Place the sugar, egg yolks, cornflower, salt and vanilla essence into a mixing bowl and whisk together until the mixture is pale and creamy. Meanwhile place the double cream and the milk into a heavy bottomed saucepan and bring slowly to a slow boil stirring frequently to prevent it from sticking on the bottom. Once the milk comes to the boil pour it slowly over the egg mixture whisking as you go to make a custard, when all the milk is mixed into the egg return the custard to the saucepan. Slowly bring the custard to a fast simmer stirring frequently to prevent it burning, the custard will thicken and once it reaches the point where it coats the back of a spoon, remove it from the heat and allow it to cool. When the custard is cold, add the whiskey and sherry then mix until everything is well combined. Cover the custard with damp and parchment paper and place in the fridge overnight to chill thoroughly.

If you're using an ice cream maker churn the custard according to the manufacturer's instructions until it's well frozen, tip ice cream into a freezer proof container and freeze for a minimum of 4 hours although it's better overnight.
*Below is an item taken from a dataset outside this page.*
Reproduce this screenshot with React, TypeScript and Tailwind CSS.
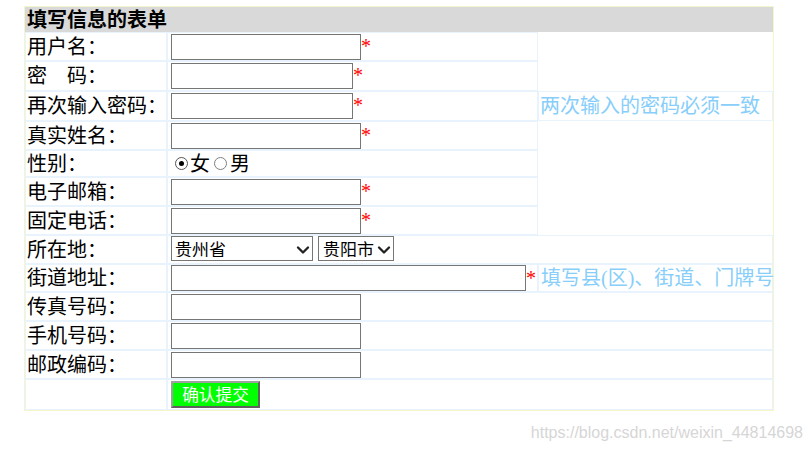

If you don't have an ice cream maker place custard into a freezer proof container and freeze for two hours after two hours tip the custard into a mixing bowl and working quickly whisk well to break up any ice crystals. Return the ice cream to the freezer container and place back in the freezer for a further two hours. Repeat this process every two hours until you have a thick creamy ice cream then leave the ice cream to finish freezing overnight.